Stone had been claiming to be in contact with Assange since that spring, according to two associates who spoke with The Washington Post. That May, Stone reportedly met a Russian national at a restaurant in Sunny Isles, Florida, who offered dirt on Clinton in exchange for $2 million.
Stone rejected that offer, according to the Post. But it was hardly the end of his hunt for Russian information on the Clinton campaign.
The phone conversation between Stone and Trump that Cohen described in his sworn testimony has not been previously reported.
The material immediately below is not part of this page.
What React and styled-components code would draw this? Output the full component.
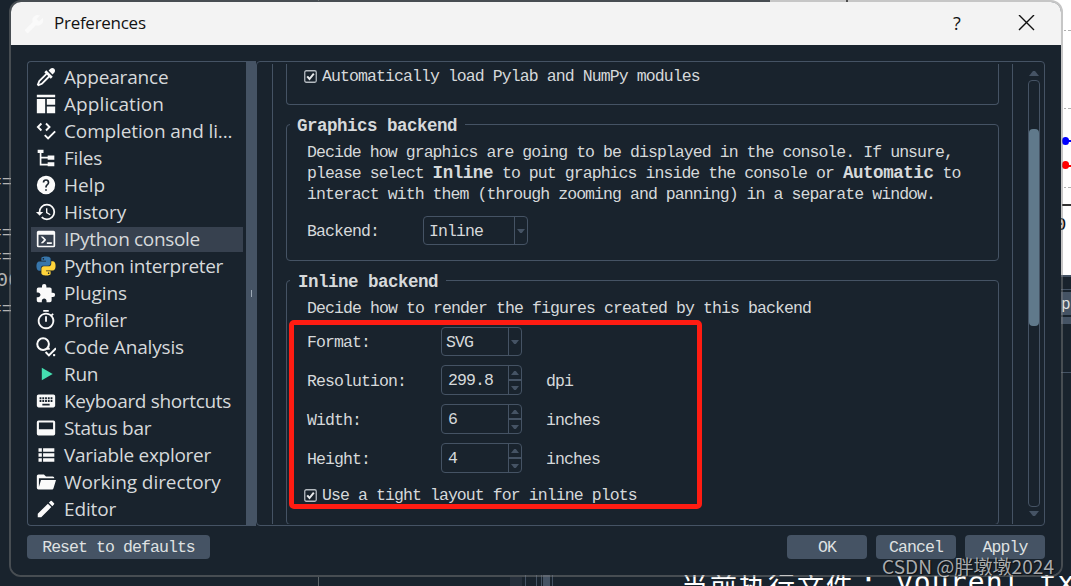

But it seems to echo information in Stone’s indictment, which says that he “informed senior Trump Campaign officials that he had information indicating Organization 1 [Wikileaks] had documents whose release would be damaging to the Clinton Campaign” sometime around June or July 2016.
Cohen said in his testimony that the call took place in July, before the convention, and after the Post first revealed on June 14, 2016 that state-sponsored Russian hackers stole opposition research from the Democratic National Committee.
The next day, Russia began publishing those materials online by posing as a lone Romanian hacker called Guccifer 2.0. Stone allegedly started exchanging direct messages with Guccifer 2.0 — in reality, Russian state intelligence agents — on Twitter that August.
Wikileaks began publishing the hacked emails on July 22, 2016, three days before the Democratic National Convention opened in Philadelphia. This plunged the convention into chaos: Rep. Debbie Wasserman Schultz (D-FL) was ousted as party chair and supporters of Sen. Bernie Sanders (I-VT) feared that the party may have put its thumb on the scales of the presidential primary.
At a press conference in Florida on July 27, Trump went a step further, asking Russia to hack “missing” emails from Clinton.
“I will tell you this, Russia: If you’re listening, I hope you’re able to find the 30,000 emails that are missing,” Trump said. “I think you will probably be rewarded mightily by our press.”
Later that day, Russian hackers made their first attempt on Clinton campaign email accounts, according to a federal indictment.
A campaign of contacts
Stone wasn’t the only Trump campaign official who allegedly got hints about the hacked emails before July 2016.
On April 26, 2016, former Trump foreign policy adviser George Papadopoulos had breakfast in London with Joseph Mifsud, a professor with ties to the Kremlin. Mifsud told Papadopoulous about “thousands of emails” Russia had that would reveal dirt on Clinton, according to federal prosecutors. Papadopoulos had several communications with other Trump campaign officials after his meeting with Mifsud, but it’s not clear whether he told them about the Clinton-related emails.
Papadopoulos pleaded guilty in October 2017 to lying to federal investigators about his contacts with Mifsud, for which he served 12 days in prison.
A little over a month after the meeting in London, on June 3, 2016, the future president’s son, Donald Trump Jr., got an email offering documents that “would incriminate Hillary and her dealings with Russia and would be very useful to your father.” The email came from Rob Goldstone, who had previously worked with Trump on business ventures in Russia.
“If it’s what you say I love it,” the younger Trump replied that same day, “especially later in the summer.”
On June 9, 2016, Goldstone made good on the offer: He brought Russian lawyer Natalia Veselnitskaya and others to meet Trump Jr. at Trump Tower. Trump’s son in law, Jared Kushner, and former Trump campaign manager Paul Manafort — a longtime Stone associate — were also in that meeting.
Trump Jr. has downplayed the meeting, saying it was a bust: Veselnitskaya wanted to discuss U.S. policy toward Russia, he said, rather than offer any compromising information on Clinton as promised.
Trump Jr. has denied telling his father about the meeting. But in his testimony on Wednesday, Cohen recalled seeing Trump Jr. allegedly walk behind his father’s desk in early June 2016 to tell him, “The meeting is all set.”
“Ok good… let me know,” Trump replied, according to Cohen.
“Don Jr. would never set up any meeting of any significance alone,” Cohen testified, “and certainly not without checking with his father.”
By describing the president’s direct involvement in Russia’s meddling, Cohen’s testimony, if true, has established one of the clearest potential lines from the Kremlin to the Oval Office.